Depending on how much of your own spaces you’re adding, you may want to tone back a bit on the BFD Room and Ambience channels.

I like to get the drum mix happening first, with just the BFD3 directs and amb channels and then see what I’m going to need to add.

That’s a great question about how it handles those amb channels when switching between expansions. I thought about this myself recently.

great question, and of course dependent on genre/style/desired results.

BFD has always been my goto for an “open” (organic? natural?) kit sound. all BFD channels are routed to the DAW but I’ll often start with the ambient channels and add in kit pieces.

BFD FX are good enough and sometimes get used as part of a “kit piece sound”, -except- for reverbs/delays which are done in the DAW. and that can be the tricky part, no matter what you’re using. most of the work is in keeping the low end clear, the mud out of the mids and keeping the high end (cymbals) from getting too “washy/phasy”. I find I need a fair amount of HPF on both verbs and delays in the DAW to maintain “impact/presence”. and really watching any compression on the high end. It’s an art…

fwiw, all my kits are “hybrid”. (can’t recall ever using a preset, maybe i should…) snares seem to do just fine as they usually get the compression/verb needed to hold their own in a full mix. I seem to have more trouble getting toms to sound like part of a kit…

For that type of hybrid or mixed-ambience kits I usually don’t mind the mixed rooms (if the room of the mismatched snare is a sound I want like a bigger room etc), but if I hear a clash I will keep the original snare loaded but mute the close mics, then link/layer the new mismatched snare and mute the room mics, then I will tune the original snare to match the mismatched snare and I find that usually gives me the best of both worlds.

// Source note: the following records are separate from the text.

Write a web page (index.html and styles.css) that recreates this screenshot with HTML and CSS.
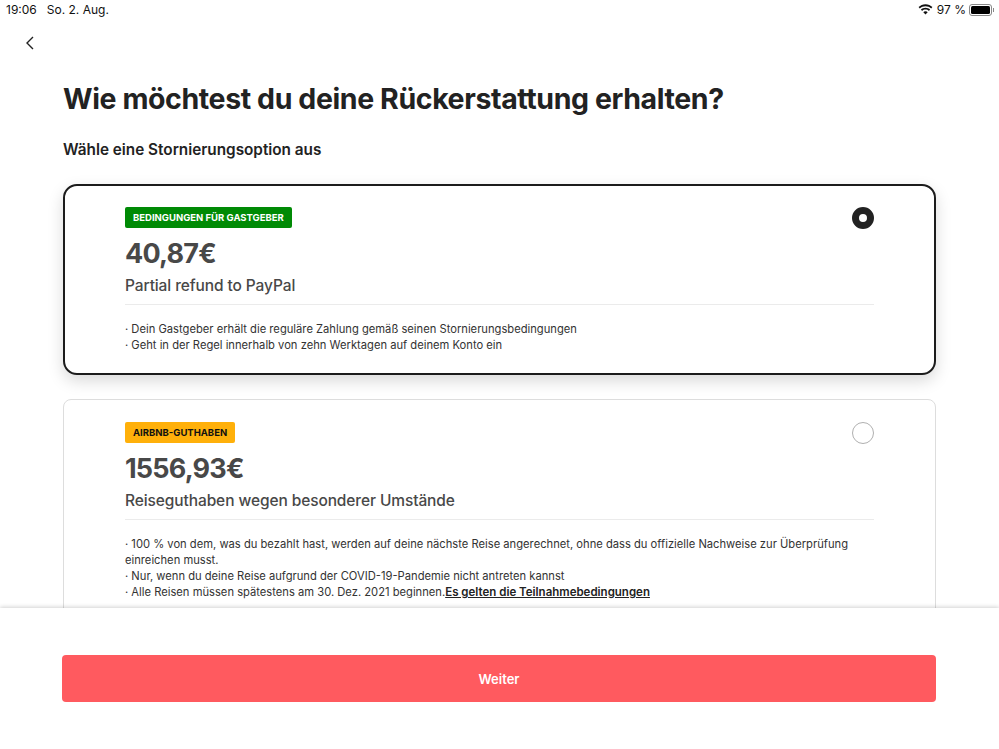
FILE: index.html
```html
<!doctype html>
<html lang="de">
<head>
	<meta charset="UTF-8">
	<title>Rückerstattung</title>
	<link rel="stylesheet" href="styles.css">
</head>
<body>
	<div class="app">
		<div class="status">
			<div class="status_left">
				<span>19:06</span>
				<span>So. 2. Aug.</span>
			</div>
			<div class="status_right">
				<svg class="wifi" width="15" height="11" viewBox="0 0 15 11">
					<path d="M7.5 2.2c2.2 0 4.200.8 5.700 2.200l1.200-1.300C12.600 1.200 10.200.2 7.500.2S2.400 1.200.6 3.100l1.200 1.300C3.300 3 5.300 2.200 7.500 2.200z" fill="#111"/>
					<path d="M7.500 5.600c1.300 0 2.500.5 3.400 1.300l1.200-1.300C10.900 4.400 9.300 3.700 7.500 3.700s-3.400.7-4.600 1.900l1.200 1.300c.9-.8 2.100-1.300 3.400-1.300z" fill="#111"/>
					<path d="M7.500 7.300c-.9 0-1.700.3-2.200.9l2.200 2.400 2.200-2.400c-.5-.6-1.300-.9-2.200-.9z" fill="#111"/>
				</svg>
				<span>97 %</span>
				<div class="battery"><div class="battery_fill"></div></div>
				<div class="battery_tip"></div>
			</div>
		</div>

		<div class="scroll">
			<div class="back">
				<svg width="10" height="14" viewBox="0 0 10 14">
					<path d="M8 1 2 7l6 6" fill="none" stroke="#222" stroke-width="1.400"/>
				</svg>
			</div>
			<div class="content">
				<h1>Wie möchtest du deine Rückerstattung erhalten?</h1>
				<h2>Wähle eine Stornierungsoption aus</h2>

				<div class="card card_active">
					<div class="card_head">
						<div>
							<span class="tag tag_green">BEDINGUNGEN FÜR GASTGEBER</span>
							<div class="amount">40,87€</div>
							<div class="sub">Partial refund to PayPal</div>
						</div>
						<div class="radio radio_on"></div>
					</div>
					<ul class="info">
						<li>· Dein Gastgeber erhält die reguläre Zahlung gemäß seinen Stornierungsbedingungen</li>
						<li>· Geht in der Regel innerhalb von zehn Werktagen auf deinem Konto ein</li>
					</ul>
				</div>

				<div class="card">
					<div class="card_head">
						<div>
							<span class="tag tag_yellow">AIRBNB-GUTHABEN</span>
							<div class="amount">1556,93€</div>
							<div class="sub">Reiseguthaben wegen besonderer Umstände</div>
						</div>
						<div class="radio"></div>
					</div>
					<ul class="info">
						<li>· 100 % von dem, was du bezahlt hast, werden auf deine nächste Reise angerechnet, ohne dass du offizielle Nachweise zur Überprüfung einreichen musst.</li>
						<li>· Nur, wenn du deine Reise aufgrund der COVID-19-Pandemie nicht antreten kannst</li>
						<li>· Alle Reisen müssen spätestens am 30. Dez. 2021 beginnen.<a href="#">Es gelten die Teilnahmebedingungen</a></li>
					</ul>
				</div>
			</div>
		</div>

		<div class="footer">
			<button class="next">Weiter</button>
		</div>
	</div>
</body>
</html>
```

FILE: styles.css
```css
html, body, div, ul, li, h1, h2{
	margin: 0;
	padding: 0;
}
body{
	font-family: 'Inter', 'Liberation Sans', sans-serif;
	color: #222;
	background-color: #fff;
}
ul{
	list-style: none;
}
.app{
	width: 999px;
	height: 749px;
	display: flex;
	flex-direction: column;
	overflow: hidden;
}
.status{
	height: 19px;
	flex: none;
	display: flex;
	justify-content: space-between;
	align-items: center;
	padding: 0 5px 0 6px;
	font-size: 12px;
	color: #111;
}
.status_left{
	display: flex;
	gap: 10px;
}
.status_right{
	display: flex;
	align-items: center;
}
.wifi{
	margin-right: 4px;
}
.battery{
	width: 23px;
	height: 12px;
	margin-left: 3px;
	padding: 1px;
	box-sizing: border-box;
	border: 1px solid #888;
	border-radius: 3px;
}
.battery_fill{
	height: 100%;
	background-color: #000;
	border-radius: 1.500px;
}
.battery_tip{
	width: 1px;
	height: 4px;
	margin-left: 1px;
	background-color: #888;
}
.scroll{
	flex: 1;
	min-height: 0;
	overflow: hidden;
}
.back{
	height: 29px;
	padding: 15px 0 0 25px;
}
.content{
	padding: 0 63px;
}
h1{
	margin-top: 18px;
	font-size: 28.500px;
	line-height: 36px;
	font-weight: 700;
	letter-spacing: -0.4px;
}
h2{
	margin-top: 23px;
	font-size: 15.300px;
	line-height: 20px;
	font-weight: 600;
}
.card{
	margin-top: 24px;
	padding: 22px 61px 22px 61px;
	border: 1px solid #ddd;
	border-radius: 8px;
	background-color: #fff;
}
.card_active{
	padding: 21px 60px 20px 60px;
	border: 2px solid #1c1c1c;
	border-radius: 14px;
	box-shadow: 0 6px 16px rgba(0, 0, 0, 0.15);
}
.card_head{
	display: flex;
	justify-content: space-between;
	align-items: flex-start;
	padding-bottom: 7px;
	border-bottom: 1px solid #ebebeb;
}
.tag{
	display: inline-block;
	height: 21px;
	line-height: 21px;
	padding: 0 8px;
	border-radius: 2px;
	font-size: 9.500px;
	font-weight: 700;
	vertical-align: top;
}
.tag_green{
	background-color: #008a05;
	color: #fff;
}
.tag_yellow{
	background-color: #ffb00a;
	color: #111;
}
.amount{
	margin-top: 8px;
	font-size: 27px;
	line-height: 36px;
	font-weight: 700;
	letter-spacing: -0.8px;
	color: #484848;
}
.sub{
	margin-top: 3px;
	font-size: 15.500px;
	line-height: 22px;
	font-weight: 500;
	letter-spacing: -0.1px;
	color: #484848;
}
.radio{
	width: 22px;
	height: 22px;
	box-sizing: border-box;
	border: 1px solid #b0b0b0;
	border-radius: 50%;
	background-color: #fff;
}
.radio_on{
	border: 7px solid #222;
}
.info{
	margin-top: 16px;
	font-size: 11.200px;
	line-height: 16px;
	color: #333;
}
.info a{
	color: #222;
	font-size: 11.500px;
	font-weight: 600;
	text-decoration: underline;
}
.footer{
	flex: none;
	height: 141px;
	padding: 47px 63px 0 62px;
	box-sizing: border-box;
	background-color: #fff;
	box-shadow: 0 -1px 4px rgba(0, 0, 0, 0.18);
	position: relative;
}
.next{
	display: block;
	width: 100%;
	height: 47px;
	border: 0;
	border-radius: 4px;
	background-color: #ff5a5f;
	color: #fff;
	font-family: inherit;
	font-size: 13px;
	font-weight: 600;
}
```
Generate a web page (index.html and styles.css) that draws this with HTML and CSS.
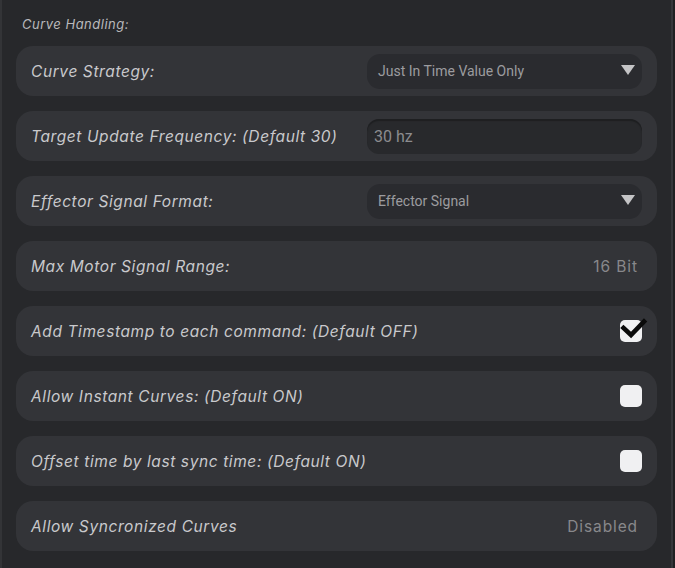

In general though there’s so much cheese on snares that we’re used to hearing that it’s completely fine to use one with a mismatched room, it’s when you have mismatched toms and cymbals that things start sounding wrong. Sometimes I will load a second snare just for its room mics and mute the close mics.

Also I have no set rules for what gets bussed out of the plugin into my DAW for additional processing, early on I followed some silly principles of keeping either everything in the plugin or everything in the DAW, but I find it works well to keep my primary mix in the plugin going to the main output, then buss out a bunch of aux channels into my DAW so I can add more expensive reverbs and different types of harmonic distortions/compression before mixing it all together in a main group track. Also I will have a set of just room mic auxes going out into the DAW for all kinds of silly tricks, including running room mics through additional reverbs. No rules, just do whatever sounds and feels good.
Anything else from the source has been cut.